Each line of the data that includes the string "React" is to be copied out.

* * *

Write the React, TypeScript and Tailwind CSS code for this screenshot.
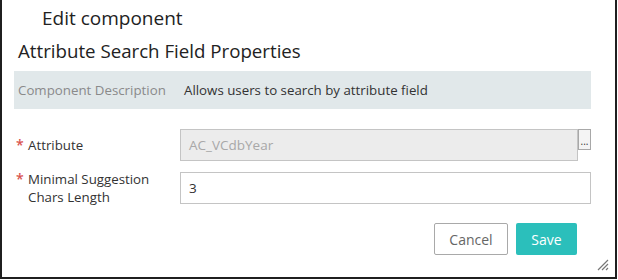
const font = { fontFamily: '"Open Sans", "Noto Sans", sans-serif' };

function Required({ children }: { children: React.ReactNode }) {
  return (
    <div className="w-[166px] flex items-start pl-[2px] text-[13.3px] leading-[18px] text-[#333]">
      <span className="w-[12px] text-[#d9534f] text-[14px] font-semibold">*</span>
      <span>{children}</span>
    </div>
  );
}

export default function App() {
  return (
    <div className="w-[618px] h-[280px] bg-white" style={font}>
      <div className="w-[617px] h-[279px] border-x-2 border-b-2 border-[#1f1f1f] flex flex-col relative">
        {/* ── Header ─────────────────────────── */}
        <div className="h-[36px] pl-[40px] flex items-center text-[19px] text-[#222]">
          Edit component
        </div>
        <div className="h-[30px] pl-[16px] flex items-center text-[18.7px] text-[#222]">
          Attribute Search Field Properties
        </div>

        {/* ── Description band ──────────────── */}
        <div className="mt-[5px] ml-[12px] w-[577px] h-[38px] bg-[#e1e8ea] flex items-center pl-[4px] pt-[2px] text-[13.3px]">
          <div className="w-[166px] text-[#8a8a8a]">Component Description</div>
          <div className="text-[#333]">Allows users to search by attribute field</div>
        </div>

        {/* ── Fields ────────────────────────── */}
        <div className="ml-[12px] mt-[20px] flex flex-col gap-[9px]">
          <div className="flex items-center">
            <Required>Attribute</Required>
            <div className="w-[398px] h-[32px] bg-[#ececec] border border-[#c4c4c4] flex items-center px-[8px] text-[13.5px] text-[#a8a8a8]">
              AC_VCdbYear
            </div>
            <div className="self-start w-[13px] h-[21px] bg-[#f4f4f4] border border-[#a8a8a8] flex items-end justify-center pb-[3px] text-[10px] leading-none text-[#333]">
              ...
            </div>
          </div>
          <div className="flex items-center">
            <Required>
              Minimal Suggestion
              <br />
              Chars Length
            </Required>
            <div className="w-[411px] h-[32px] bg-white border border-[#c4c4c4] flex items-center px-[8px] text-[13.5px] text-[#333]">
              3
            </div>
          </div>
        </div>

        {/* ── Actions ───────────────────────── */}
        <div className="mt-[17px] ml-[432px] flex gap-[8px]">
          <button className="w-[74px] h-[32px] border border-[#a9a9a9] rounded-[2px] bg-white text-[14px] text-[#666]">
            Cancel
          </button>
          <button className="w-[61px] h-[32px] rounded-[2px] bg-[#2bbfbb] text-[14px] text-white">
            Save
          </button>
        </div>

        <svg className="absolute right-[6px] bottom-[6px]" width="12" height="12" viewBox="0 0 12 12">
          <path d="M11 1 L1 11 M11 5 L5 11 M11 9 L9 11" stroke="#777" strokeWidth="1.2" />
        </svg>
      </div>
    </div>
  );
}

* * *

**EXPECTED ANSWER:**
Write the React, TypeScript and Tailwind CSS code for this screenshot.
function Required({ children }: { children: React.ReactNode }) {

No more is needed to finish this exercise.